It’s hard to turn on the news or open a paper without finding a story, usually negative, about school test scores and the "dismal" state of public schools. Unfortunately, these articles usually are based on the "easy" numbers, the averages, the statistics that the reporter can easily fit into a graphic. Jay Mathews in his weekly online column joins educational gadfly Gerald W. Bracey in suggesting that people, especially reporters, need to dig deeper.
[Bracey’s] article, "Simpson’s Paradox and Other Statistical Mysteries," [in the February issue of the American School Board Journal, not yet available online] exposes a great gap in our coverage of test score results. With great regularity, mainstream newspapers like mine, as well as popular magazines and the big networks, report on the lack of improvement in our public schools. We use words like "stagnant" or "sluggish" or "static" or "flat" to describe the achievement levels as measured by the National Assessment of Educational Progress (NAEP), the federal government’s most important and most respected measure of U.S. schools.
Although there is much more to the concept, Simpson’s Paradox occurs when the scores of the group as a whole goes one way while the scores of the subgroups go a different way. In the case of scores on the NAEP and the SAT, Bracey shows that while the average score of a student on these tests might be "flat", scores of various minority groups have shown good improvement over the past twenty or more years but not changing the overall average much. One example used by Bracey is the NAEP Reading test.
On the NAEP reading test, for instance, non-Hispanic white 17-year-olds had only a small improvement. They went from 291 points to 295 points, while the overall average went from 285 to 288 points. But African Americans in that same period jumped 26 points, from 238 to 264, and Hispanics increased 19 points, from 252 to 271.
So, the scores of the largest group taking the test, whites, we’re essentially "flat", while the scores of two large groups of minority students made statistically good improvements. However, the average of all scores is still essentially flat due to the scores of the majority. That’s the paradox. And considering the emphasis and spending that’s been devoted to improving minority test scores over the past twenty years, it looks like we’re getting what we paid for.

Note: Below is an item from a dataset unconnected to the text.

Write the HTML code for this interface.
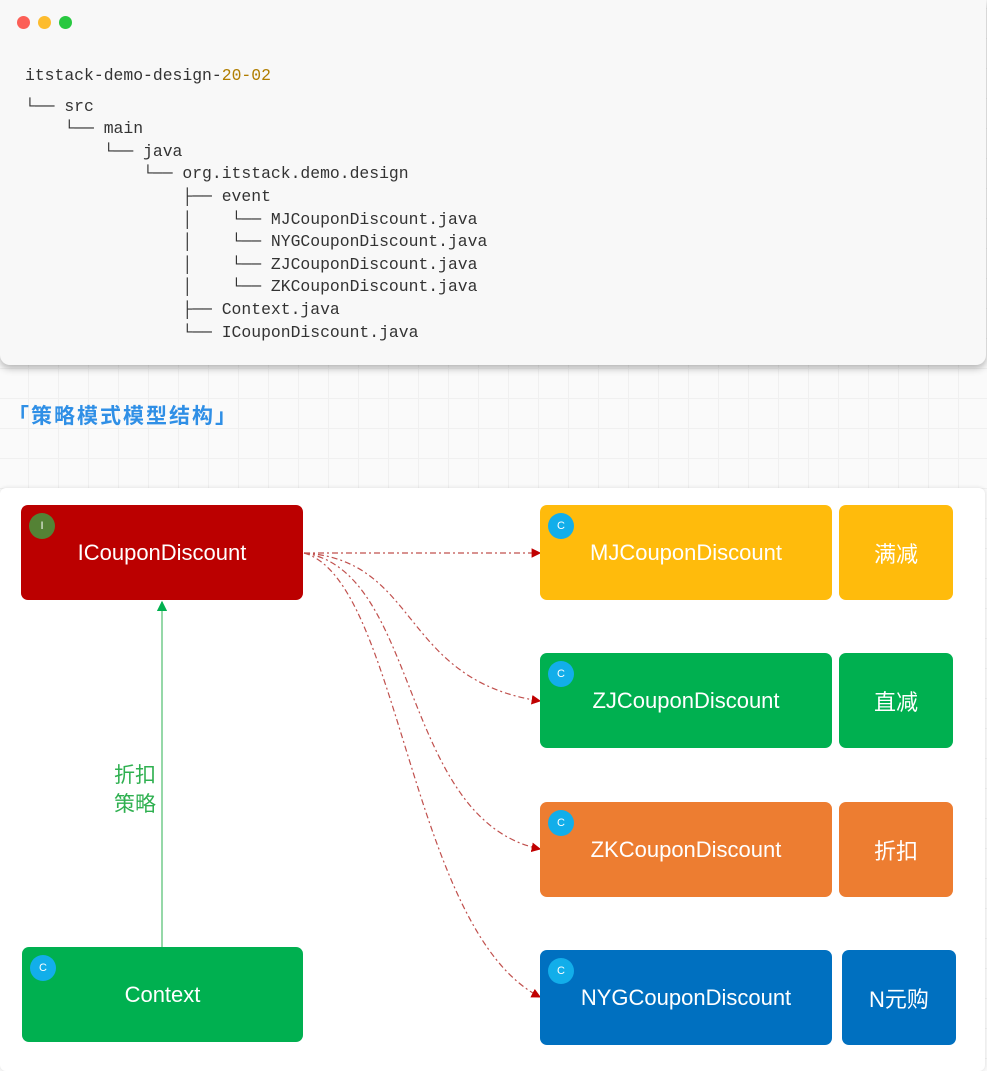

My explanation is far too simple to fully understand what’s going on. Read Mathews’ article to get a much better perspective of what Bracey is talking about and as soon as I can I’ll link to Bracey’s article. But in all this please keep in mind that neither Mathews or Bracey (or me for that matter) is saying that everything is fine with public schools and test scores, so the critics should back off. However, No Child Left Behind has placed major emphasis on making sure that all ethnic, socio-economic and other subgroups of students achieve at high levels. If that’s going to happen, people (and the reporters who write for them) must get past their math phobia and make a serious attempt to understand the statistics that lie behind the simple averages in the headlines.